What you will do –
Copy each line where the word "Write" occurs.

Records shown –
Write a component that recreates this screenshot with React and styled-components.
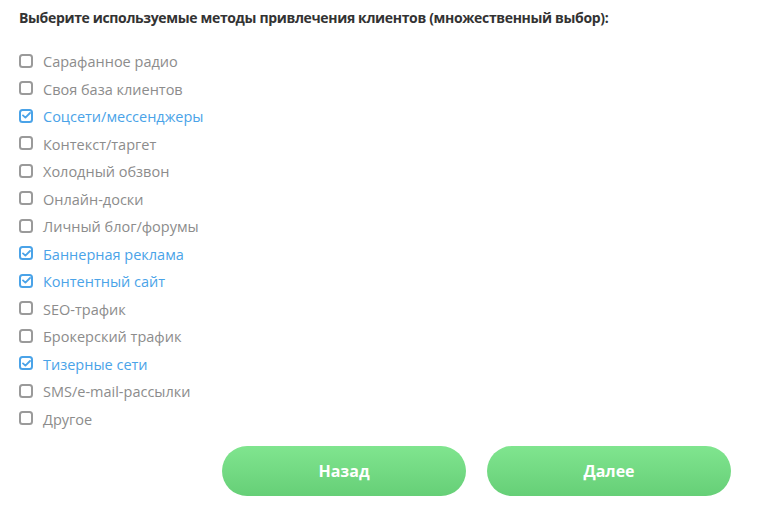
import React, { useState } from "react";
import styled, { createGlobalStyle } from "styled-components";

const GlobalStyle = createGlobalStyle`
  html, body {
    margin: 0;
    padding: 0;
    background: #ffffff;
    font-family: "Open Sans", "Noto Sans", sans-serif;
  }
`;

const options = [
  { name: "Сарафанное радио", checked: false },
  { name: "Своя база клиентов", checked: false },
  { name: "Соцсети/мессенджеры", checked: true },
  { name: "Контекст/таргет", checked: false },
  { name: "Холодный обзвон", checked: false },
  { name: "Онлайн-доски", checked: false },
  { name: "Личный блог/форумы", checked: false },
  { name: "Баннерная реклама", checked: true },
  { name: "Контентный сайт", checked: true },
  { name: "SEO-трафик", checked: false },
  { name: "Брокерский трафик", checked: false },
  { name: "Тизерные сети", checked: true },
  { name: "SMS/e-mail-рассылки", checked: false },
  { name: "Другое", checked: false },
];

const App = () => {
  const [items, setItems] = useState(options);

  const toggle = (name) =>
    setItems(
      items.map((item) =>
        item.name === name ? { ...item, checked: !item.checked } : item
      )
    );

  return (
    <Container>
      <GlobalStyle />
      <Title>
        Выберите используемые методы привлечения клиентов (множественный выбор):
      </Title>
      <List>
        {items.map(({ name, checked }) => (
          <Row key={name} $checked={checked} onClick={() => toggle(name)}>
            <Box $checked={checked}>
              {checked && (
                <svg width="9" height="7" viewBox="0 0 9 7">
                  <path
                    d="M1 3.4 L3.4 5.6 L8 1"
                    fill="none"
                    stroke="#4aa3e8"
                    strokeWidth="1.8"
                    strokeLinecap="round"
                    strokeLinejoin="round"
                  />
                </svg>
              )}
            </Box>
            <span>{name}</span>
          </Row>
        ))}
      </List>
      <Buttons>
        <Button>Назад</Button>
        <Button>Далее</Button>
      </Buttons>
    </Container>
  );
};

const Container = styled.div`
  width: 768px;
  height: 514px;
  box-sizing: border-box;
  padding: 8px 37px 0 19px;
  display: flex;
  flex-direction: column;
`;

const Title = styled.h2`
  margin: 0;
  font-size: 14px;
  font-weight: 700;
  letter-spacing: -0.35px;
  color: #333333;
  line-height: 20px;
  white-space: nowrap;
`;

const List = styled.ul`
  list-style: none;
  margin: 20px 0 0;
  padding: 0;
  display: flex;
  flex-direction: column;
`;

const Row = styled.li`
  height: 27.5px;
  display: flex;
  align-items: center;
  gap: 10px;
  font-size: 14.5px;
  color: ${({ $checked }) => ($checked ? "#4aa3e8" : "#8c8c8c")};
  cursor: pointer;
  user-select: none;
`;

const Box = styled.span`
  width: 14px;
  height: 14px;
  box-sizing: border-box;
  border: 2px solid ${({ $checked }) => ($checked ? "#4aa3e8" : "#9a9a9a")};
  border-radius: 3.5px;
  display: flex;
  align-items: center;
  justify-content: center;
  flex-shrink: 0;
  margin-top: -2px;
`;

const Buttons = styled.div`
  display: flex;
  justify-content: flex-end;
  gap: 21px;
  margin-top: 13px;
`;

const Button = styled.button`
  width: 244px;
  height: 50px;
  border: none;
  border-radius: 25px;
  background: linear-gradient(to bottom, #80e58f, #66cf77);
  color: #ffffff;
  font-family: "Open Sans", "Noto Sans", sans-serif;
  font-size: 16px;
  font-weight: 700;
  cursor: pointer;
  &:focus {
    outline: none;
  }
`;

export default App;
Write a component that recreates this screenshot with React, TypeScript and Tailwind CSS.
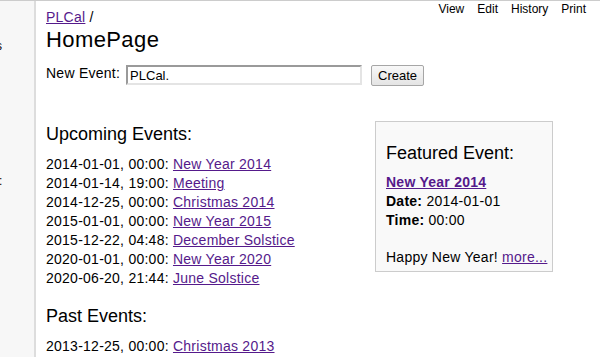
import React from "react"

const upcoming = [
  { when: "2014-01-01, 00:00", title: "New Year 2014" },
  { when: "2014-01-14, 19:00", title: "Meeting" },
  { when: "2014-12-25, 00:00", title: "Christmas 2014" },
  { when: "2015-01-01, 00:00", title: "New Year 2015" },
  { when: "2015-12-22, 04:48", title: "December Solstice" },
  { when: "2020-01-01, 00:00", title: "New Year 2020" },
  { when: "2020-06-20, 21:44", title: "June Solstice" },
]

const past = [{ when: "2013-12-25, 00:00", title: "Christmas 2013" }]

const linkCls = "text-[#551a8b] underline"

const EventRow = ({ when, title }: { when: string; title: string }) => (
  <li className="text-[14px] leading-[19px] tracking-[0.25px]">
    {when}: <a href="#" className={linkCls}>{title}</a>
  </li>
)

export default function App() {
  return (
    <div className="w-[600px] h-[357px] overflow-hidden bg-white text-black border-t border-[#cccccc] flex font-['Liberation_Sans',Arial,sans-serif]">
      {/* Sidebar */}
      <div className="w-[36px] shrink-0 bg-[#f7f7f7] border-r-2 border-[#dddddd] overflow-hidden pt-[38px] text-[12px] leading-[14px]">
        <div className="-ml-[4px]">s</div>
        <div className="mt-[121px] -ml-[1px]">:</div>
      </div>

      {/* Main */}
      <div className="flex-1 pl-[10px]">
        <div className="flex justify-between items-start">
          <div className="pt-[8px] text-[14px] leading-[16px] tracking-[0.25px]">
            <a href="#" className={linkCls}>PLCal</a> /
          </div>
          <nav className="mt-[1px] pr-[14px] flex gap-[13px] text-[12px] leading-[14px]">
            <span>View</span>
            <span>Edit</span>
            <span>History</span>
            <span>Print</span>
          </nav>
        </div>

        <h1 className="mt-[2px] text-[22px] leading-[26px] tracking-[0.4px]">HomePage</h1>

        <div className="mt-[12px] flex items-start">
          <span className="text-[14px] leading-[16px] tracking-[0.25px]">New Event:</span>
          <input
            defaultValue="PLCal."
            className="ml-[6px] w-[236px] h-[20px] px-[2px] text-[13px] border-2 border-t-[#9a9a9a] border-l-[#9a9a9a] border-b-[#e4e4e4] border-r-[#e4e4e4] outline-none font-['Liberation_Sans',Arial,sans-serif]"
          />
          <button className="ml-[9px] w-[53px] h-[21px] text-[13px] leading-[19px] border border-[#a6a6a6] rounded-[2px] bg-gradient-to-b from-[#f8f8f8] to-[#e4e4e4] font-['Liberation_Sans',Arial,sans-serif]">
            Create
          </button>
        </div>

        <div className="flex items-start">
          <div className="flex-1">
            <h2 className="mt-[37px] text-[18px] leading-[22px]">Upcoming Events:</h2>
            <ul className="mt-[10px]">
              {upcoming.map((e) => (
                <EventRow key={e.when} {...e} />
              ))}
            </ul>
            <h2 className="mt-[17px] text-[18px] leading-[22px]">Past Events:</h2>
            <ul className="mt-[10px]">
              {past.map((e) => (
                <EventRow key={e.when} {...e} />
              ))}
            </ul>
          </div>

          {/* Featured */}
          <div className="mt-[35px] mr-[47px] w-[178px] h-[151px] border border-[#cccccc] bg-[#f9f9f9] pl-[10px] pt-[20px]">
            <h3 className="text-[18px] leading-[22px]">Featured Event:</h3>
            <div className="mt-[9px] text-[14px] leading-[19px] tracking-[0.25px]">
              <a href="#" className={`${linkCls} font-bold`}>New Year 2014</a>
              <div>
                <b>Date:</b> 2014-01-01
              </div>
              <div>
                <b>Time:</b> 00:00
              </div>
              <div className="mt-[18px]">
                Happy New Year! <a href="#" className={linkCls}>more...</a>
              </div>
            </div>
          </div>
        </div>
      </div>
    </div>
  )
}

Task solution –
Write a component that recreates this screenshot with React and styled-components.
Write a component that recreates this screenshot with React, TypeScript and Tailwind CSS.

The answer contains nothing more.